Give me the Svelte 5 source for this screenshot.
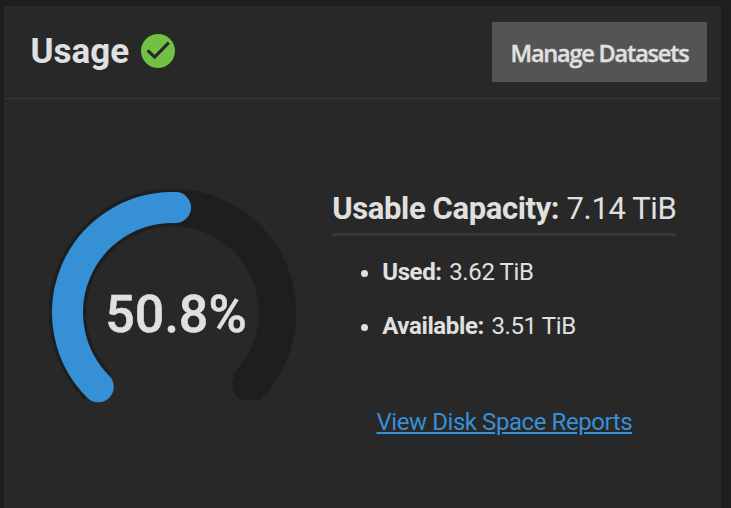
<script lang="ts">
  const usedPercent = 50.8;
  const capacity = '7.14 TiB';
  const stats = [
    { label: 'Used:', value: '3.62 TiB' },
    { label: 'Available:', value: '3.51 TiB' },
  ];

  const centerX = 124.5;
  const centerY = 125.5;
  const radius = 105;

  // angles are in degrees, clockwise from the top of the gauge
  function point(angle: number) {
    const rad = (angle * Math.PI) / 180;
    return `${centerX + radius * Math.sin(rad)} ${centerY - radius * Math.cos(rad)}`;
  }

  function arc(from: number, to: number) {
    const large = to - from > 180 ? 1 : 0;
    return `M${point(from)} A${radius} ${radius} 0 ${large} 1 ${point(to)}`;
  }

  const usedEnd = -135 + (269 * usedPercent) / 100;
</script>

<section class="card">
  <header class="header">
    <h3 class="title">
      Usage
      <svg class="status" viewBox="0 0 34 34" aria-hidden="true">
        <circle cx="17" cy="17" r="17" fill="#71c143" />
        <path d="M6.6 16.4 L13.7 23.1 L27.8 8.6" fill="none" stroke="#282828" stroke-width="3.2" />
      </svg>
    </h3>
    <button type="button" class="manage">Manage Datasets</button>
  </header>

  <div class="content">
    <div class="gauge">
      <svg viewBox="0 0 250 250" aria-hidden="true">
        <path class="track" d={arc(-135, 136)} />
        <path class="rest" d={arc(usedEnd, 134)} />
        <path class="used" d={arc(-135, usedEnd)} />
      </svg>
      <span class="percent">{usedPercent}%</span>
    </div>

    <div class="details">
      <div class="capacity"><strong>Usable Capacity:</strong> {capacity}</div>
      <ul class="stats">
        {#each stats as stat}
          <li><strong>{stat.label}</strong> {stat.value}</li>
        {/each}
      </ul>
      <a class="reports" href="#reports">View Disk Space Reports</a>
    </div>
  </div>
</section>

<style>
  :global(body) {
    background: #1e1e1e;
  }
  :global(#app) {
    display: flow-root;
    height: 508px;
    overflow: hidden;
  }
  .card {
    box-sizing: border-box;
    width: 717px;
    height: 502px;
    margin: 6px 0 0 4px;
    background: #282828;
    color: #e0e0e0;
    font-family: Roboto, sans-serif;
    white-space: nowrap;
  }
  .header {
    box-sizing: border-box;
    display: flex;
    align-items: center;
    justify-content: space-between;
    height: 93px;
    padding: 0 14px 0 26.5px;
    border-bottom: 1px solid #383838;
  }
  .title {
    display: flex;
    align-items: center;
    gap: 11.5px;
    margin: -2px 0 0;
    font-size: 35px;
    font-weight: 700;
  }
  .status {
    width: 34px;
    height: 34px;
  }
  .manage {
    width: 215px;
    height: 60px;
    padding: 1px 0 0;
    border: none;
    background: #545454;
    color: #e0e0e0;
    font: 600 23.5px 'Open Sans', sans-serif;
    letter-spacing: -1.2px;
    -webkit-text-stroke: 0.4px #e0e0e0;
  }
  .content {
    display: flex;
    height: 405px;
  }
  .gauge {
    position: relative;
    width: 250px;
    height: 250px;
    margin: 88px 0 0 44px;
  }
  .gauge svg {
    display: block;
  }
  .gauge path {
    fill: none;
  }
  .track {
    stroke: #1e1e1e;
    stroke-width: 37.5;
  }
  .rest,
  .used {
    stroke-width: 31;
    stroke-linecap: round;
  }
  .rest {
    stroke: #1e1e1e;
  }
  .used {
    stroke: #3690d6;
  }
  .percent {
    position: absolute;
    inset: 4px 0 0 6px;
    display: flex;
    align-items: center;
    justify-content: center;
    font: 500 52px Roboto, sans-serif;
    -webkit-text-stroke: 0.5px #e0e0e0;
  }
  .details {
    margin: 85px 0 0 34.2px;
  }
  .capacity {
    height: 44px;
    padding-bottom: 5px;
    border-bottom: 3px solid #383838;
    font-size: 31px;
    line-height: 50px;
    letter-spacing: -0.38px;
  }
  .stats {
    margin: 9px 0 0;
    padding-left: 50px;
    font-size: 24px;
    line-height: 54px;
    letter-spacing: -0.38px;
  }
  .stats strong {
    margin-right: 2px;
  }
  .reports {
    display: block;
    width: max-content;
    margin: 55px 0 0 44.3px;
    color: #3690d6;
    font-size: 24px;
    line-height: 28px;
    letter-spacing: -0.43px;
  }
</style>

§ **What this task involves**: Quote the material word for word, dropping any images it holds.

§ **Reply to the exercise**:
Give me the Svelte 5 source for this screenshot.
<script lang="ts">
  const usedPercent = 50.8;
  const capacity = '7.14 TiB';
  const stats = [
    { label: 'Used:', value: '3.62 TiB' },
    { label: 'Available:', value: '3.51 TiB' },
  ];

  const centerX = 124.5;
  const centerY = 125.5;
  const radius = 105;

  // angles are in degrees, clockwise from the top of the gauge
  function point(angle: number) {
    const rad = (angle * Math.PI) / 180;
    return `${centerX + radius * Math.sin(rad)} ${centerY - radius * Math.cos(rad)}`;
  }

  function arc(from: number, to: number) {
    const large = to - from > 180 ? 1 : 0;
    return `M${point(from)} A${radius} ${radius} 0 ${large} 1 ${point(to)}`;
  }

  const usedEnd = -135 + (269 * usedPercent) / 100;
</script>

<section class="card">
  <header class="header">
    <h3 class="title">
      Usage
      <svg class="status" viewBox="0 0 34 34" aria-hidden="true">
        <circle cx="17" cy="17" r="17" fill="#71c143" />
        <path d="M6.6 16.4 L13.7 23.1 L27.8 8.6" fill="none" stroke="#282828" stroke-width="3.2" />
      </svg>
    </h3>
    <button type="button" class="manage">Manage Datasets</button>
  </header>

  <div class="content">
    <div class="gauge">
      <svg viewBox="0 0 250 250" aria-hidden="true">
        <path class="track" d={arc(-135, 136)} />
        <path class="rest" d={arc(usedEnd, 134)} />
        <path class="used" d={arc(-135, usedEnd)} />
      </svg>
      <span class="percent">{usedPercent}%</span>
    </div>

    <div class="details">
      <div class="capacity"><strong>Usable Capacity:</strong> {capacity}</div>
      <ul class="stats">
        {#each stats as stat}
          <li><strong>{stat.label}</strong> {stat.value}</li>
        {/each}
      </ul>
      <a class="reports" href="#reports">View Disk Space Reports</a>
    </div>
  </div>
</section>

<style>
  :global(body) {
    background: #1e1e1e;
  }
  :global(#app) {
    display: flow-root;
    height: 508px;
    overflow: hidden;
  }
  .card {
    box-sizing: border-box;
    width: 717px;
    height: 502px;
    margin: 6px 0 0 4px;
    background: #282828;
    color: #e0e0e0;
    font-family: Roboto, sans-serif;
    white-space: nowrap;
  }
  .header {
    box-sizing: border-box;
    display: flex;
    align-items: center;
    justify-content: space-between;
    height: 93px;
    padding: 0 14px 0 26.5px;
    border-bottom: 1px solid #383838;
  }
  .title {
    display: flex;
    align-items: center;
    gap: 11.5px;
    margin: -2px 0 0;
    font-size: 35px;
    font-weight: 700;
  }
  .status {
    width: 34px;
    height: 34px;
  }
  .manage {
    width: 215px;
    height: 60px;
    padding: 1px 0 0;
    border: none;
    background: #545454;
    color: #e0e0e0;
    font: 600 23.5px 'Open Sans', sans-serif;
    letter-spacing: -1.2px;
    -webkit-text-stroke: 0.4px #e0e0e0;
  }
  .content {
    display: flex;
    height: 405px;
  }
  .gauge {
    position: relative;
    width: 250px;
    height: 250px;
    margin: 88px 0 0 44px;
  }
  .gauge svg {
    display: block;
  }
  .gauge path {
    fill: none;
  }
  .track {
    stroke: #1e1e1e;
    stroke-width: 37.5;
  }
  .rest,
  .used {
    stroke-width: 31;
    stroke-linecap: round;
  }
  .rest {
    stroke: #1e1e1e;
  }
  .used {
    stroke: #3690d6;
  }
  .percent {
    position: absolute;
    inset: 4px 0 0 6px;
    display: flex;
    align-items: center;
    justify-content: center;
    font: 500 52px Roboto, sans-serif;
    -webkit-text-stroke: 0.5px #e0e0e0;
  }
  .details {
    margin: 85px 0 0 34.2px;
  }
  .capacity {
    height: 44px;
    padding-bottom: 5px;
    border-bottom: 3px solid #383838;
    font-size: 31px;
    line-height: 50px;
    letter-spacing: -0.38px;
  }
  .stats {
    margin: 9px 0 0;
    padding-left: 50px;
    font-size: 24px;
    line-height: 54px;
    letter-spacing: -0.38px;
  }
  .stats strong {
    margin-right: 2px;
  }
  .reports {
    display: block;
    width: max-content;
    margin: 55px 0 0 44.3px;
    color: #3690d6;
    font-size: 24px;
    line-height: 28px;
    letter-spacing: -0.43px;
  }
</style>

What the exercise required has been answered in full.